Prefiro não dar nota. Avalio muito mal.
 

ISTOÉ – O prédio da TAM vai virar uma praça mesmo?
Gilberto Kassab

Vai. A prefeitura decidiu desapropriar o local. É uma homenagem às vítimas, aos seus familiares, e também uma maneira de lembramos ao Brasil a importância de repensarmos a política da aviação brasileira. Mas a hora continua sendo a de dar apoio às famílias das vítimas, em especial àquelas que não tiveram ainda o corpo de seus parentes ou amigos identificado.
 

ISTOÉ – O DataFolha diz que o número de pessoas que acha seu governo bom ou ótimo pulou de 15% para 30%. A que o sr. atribui esse aumento?
Gilberto Kassab

Todas as nossas ações estão voltadas para fazer o melhor possível pela cidade. Nenhuma delas está atrelada a um objetivo de pesquisas, de serem bem avaliadas. Por outro lado, é muito gratificante, seja para o prefeito, seja para a equipe, saber que institutos com credibilidade avaliam positivamente o nosso trabalho. O importante é estarmos colhendo bons resultados. Esse é o nosso único objetivo. É muito gratificante que a população reconheça isso; traz entusiasmo para continuar o trabalho.

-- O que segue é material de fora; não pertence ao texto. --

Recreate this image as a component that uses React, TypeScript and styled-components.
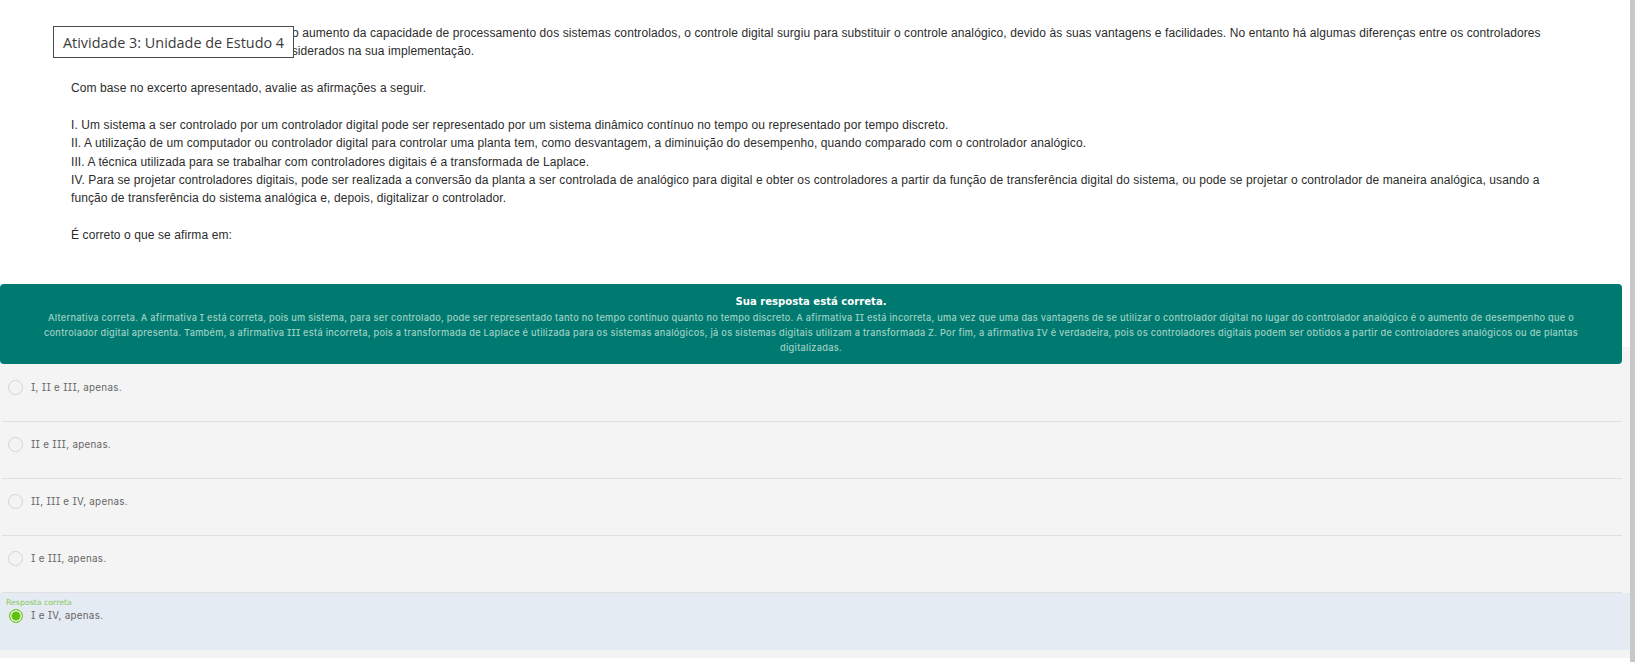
import styled, { createGlobalStyle } from 'styled-components'

const GlobalStyle = createGlobalStyle`
    html, body {
        margin: 0;
        padding: 0;
        background: #fff;
        overflow: hidden;
    }
`

const Page = styled.div`
    position: relative;
    display: flex;
    width: 1635px;
    height: 662px;
    overflow: hidden;
`

const Content = styled.main`
    width: 1630px;
    display: flex;
    flex-direction: column;
`

const Scrollbar = styled.div`
    width: 5px;
    flex-shrink: 0;
    background: #c8c8c8;
`

const Question = styled.section`
    height: 347px;
    flex-shrink: 0;
    box-sizing: border-box;
    padding: 24px 85px 0 71px;
    font-family: "Liberation Sans", Arial, sans-serif;
    font-size: 12px;
    line-height: 18.2px;
    letter-spacing: 0.1px;
    color: #2c2c2c;
`

const Paragraph = styled.p`
    margin: 0 0 18.8px;
`

const Line = styled.div``

// the start of these two lines sits under the title box
const CoveredLine = styled.div<{ $indent: number }>`
    padding-left: ${(p) => p.$indent}px;
`

const ActivityTitle = styled.div`
    position: absolute;
    left: 53px;
    top: 26px;
    width: 241px;
    height: 32px;
    box-sizing: border-box;
    padding-left: 9px;
    display: flex;
    align-items: center;
    white-space: nowrap;
    background: #fff;
    border: 1px solid #4a4a4a;
    font-family: "Open Sans", sans-serif;
    font-size: 14.4px;
    color: #3c3c3c;
`

const Answers = styled.section`
    height: 311px;
    background: #f4f4f4;
`

const Feedback = styled.div`
    width: 1622px;
    height: 80px;
    margin-top: -63px;
    box-sizing: border-box;
    padding-top: 10px;
    border-radius: 4px;
    background: #007a70;
    text-align: center;
    font-family: Inter, "DejaVu Sans", sans-serif;
    font-feature-settings: "cv08";
`

const FeedbackTitle = styled.div`
    font-family: "DejaVu Sans", sans-serif;
    font-size: 10.1px;
    line-height: 15px;
    font-weight: bold;
    color: #fff;
`

const FeedbackText = styled.div`
    padding: 1px 40px 0;
    font-size: 9.2px;
    font-weight: 500;
    line-height: 15px;
    letter-spacing: 0.28px;
    color: #9fd0c4;
`

const OptionList = styled.div`
    display: flex;
    flex-direction: column;
    padding-top: 1px;
`

const Option = styled.div<{ $selected?: boolean }>`
    position: relative;
    height: 57px;
    margin-right: ${(p) => (p.$selected ? '0' : '8px')};
    margin-left: ${(p) => (p.$selected ? '0' : '2px')};
    box-sizing: border-box;
    padding-top: ${(p) => (p.$selected ? '16px' : '15px')};
    padding-left: ${(p) => (p.$selected ? '9px' : '6px')};
    display: flex;
    align-items: flex-start;
    gap: 8px;
    background: ${(p) => (p.$selected ? '#e4ebf3' : 'transparent')};
    border-bottom: ${(p) => (p.$selected ? 'none' : '1px solid #e0e0e0')};
`

const Radio = styled.span<{ $selected?: boolean }>`
    width: ${(p) => (p.$selected ? '14px' : '15px')};
    height: ${(p) => (p.$selected ? '14px' : '15px')};
    flex-shrink: 0;
    box-sizing: border-box;
    border-radius: 50%;
    border: 1px solid ${(p) => (p.$selected ? '#6cc417' : '#d4d4d4')};
    background: ${(p) => (p.$selected ? '#5fc10c' : 'transparent')};
    box-shadow: ${(p) => (p.$selected ? 'inset 0 0 0 1.5px #f2f6f8' : 'none')};
`

const OptionText = styled.span<{ $selected?: boolean }>`
    margin-top: ${(p) => (p.$selected ? '-1px' : '0')};
    font-family: Inter, "DejaVu Sans", sans-serif;
    font-feature-settings: "cv08";
    font-size: 9.8px;
    line-height: 15px;
    letter-spacing: 0.3px;
    color: #666;
`

const CorrectLabel = styled.span`
    position: absolute;
    left: 6px;
    top: 5px;
    font-family: "DejaVu Sans", sans-serif;
    font-size: 7.8px;
    line-height: 9px;
    color: #86c95c;
`

const options = ['I, II e III, apenas.', 'II e III, apenas.', 'II, III e IV, apenas.', 'I e III, apenas.']

export default function App() {
    return (
        <Page>
            <GlobalStyle />
            <Content>
                <Question>
                    <Paragraph>
                        <CoveredLine $indent={221}>
                            o aumento da capacidade de processamento dos sistemas controlados, o controle digital surgiu para substituir o controle analógico, devido às suas vantagens e facilidades. No entanto há algumas diferenças entre os controladores
                        </CoveredLine>
                        <CoveredLine $indent={201}>considerados na sua implementação.</CoveredLine>
                    </Paragraph>
                    <Paragraph>Com base no excerto apresentado, avalie as afirmações a seguir.</Paragraph>
                    <Paragraph>
                        <Line>I. Um sistema a ser controlado por um controlador digital pode ser representado por um sistema dinâmico contínuo no tempo ou representado por tempo discreto.</Line>
                        <Line>II. A utilização de um computador ou controlador digital para controlar uma planta tem, como desvantagem, a diminuição do desempenho, quando comparado com o controlador analógico.</Line>
                        <Line>III. A técnica utilizada para se trabalhar com controladores digitais é a transformada de Laplace.</Line>
                        <Line>IV. Para se projetar controladores digitais, pode ser realizada a conversão da planta a ser controlada de analógico para digital e obter os controladores a partir da função de transferência digital do sistema, ou pode se projetar o controlador de maneira analógica, usando a função de transferência do sistema analógica e, depois, digitalizar o controlador.</Line>
                    </Paragraph>
                    <Paragraph>É correto o que se afirma em:</Paragraph>
                </Question>
                <Answers>
                    <Feedback>
                        <FeedbackTitle>Sua resposta está correta.</FeedbackTitle>
                        <FeedbackText>
                            Alternativa correta. A afirmativa I está correta, pois um sistema, para ser controlado, pode ser representado tanto no tempo contínuo quanto no tempo discreto. A afirmativa II está incorreta, uma vez que uma das vantagens de se utilizar o controlador digital no lugar do controlador analógico é o aumento de desempenho que o controlador digital apresenta. Também, a afirmativa III está incorreta, pois a transformada de Laplace é utilizada para os sistemas analógicos, já os sistemas digitais utilizam a transformada Z. Por fim, a afirmativa IV é verdadeira, pois os controladores digitais podem ser obtidos a partir de controladores analógicos ou de plantas digitalizadas.
                        </FeedbackText>
                    </Feedback>
                    <OptionList>
                        {options.map((o) => (
                            <Option key={o}>
                                <Radio />
                                <OptionText>{o}</OptionText>
                            </Option>
                        ))}
                        <Option $selected>
                            <CorrectLabel>Resposta correta</CorrectLabel>
                            <Radio $selected />
                            <OptionText $selected>I e IV, apenas.</OptionText>
                        </Option>
                    </OptionList>
                </Answers>
            </Content>
            <Scrollbar />
            <ActivityTitle>Atividade 3: Unidade de Estudo 4</ActivityTitle>
        </Page>
    )
}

ISTOÉ – O sr. vai disputar a reeleição?
Gilberto Kassab

Isso não está na pauta; posso ser, posso não ser. Não trabalho por um reconhecimento para a reeleição. Na hora certa vamos discutir os dirigentes que compõem os partidos da aliança (PSDB-DEM). Eu mesmo sou dirigente de um dos partidos, me sinto credenciado para uma posição partidária. No ano que vem, a aliança encontrará um candidato e eu o apoiarei.
 

ISTOÉ – Como está a relação entre a Prefeitura de São Paulo e o governo federal?
Gilberto Kassab

A relação é boa, é correta e em todo momento eu tenho deixado isso público, porque é importante para mostrar maturidade dos nossos governantes e é muito positivo para a democracia brasileira. É importante que isso seja dito e repetido e essa correção nas relações tem feito com que vários avanços aconteçam na cidade em diversas áreas – além da excelente relação que existe com o governo do Estado.
 

ISTOÉ – O sr. nem parece oposição…
Gilberto Kassab

Acho que a relação administrativa não pode ser partidária. Eu defendo essa posição em qualquer ambiente, até dentro de instâncias partidárias.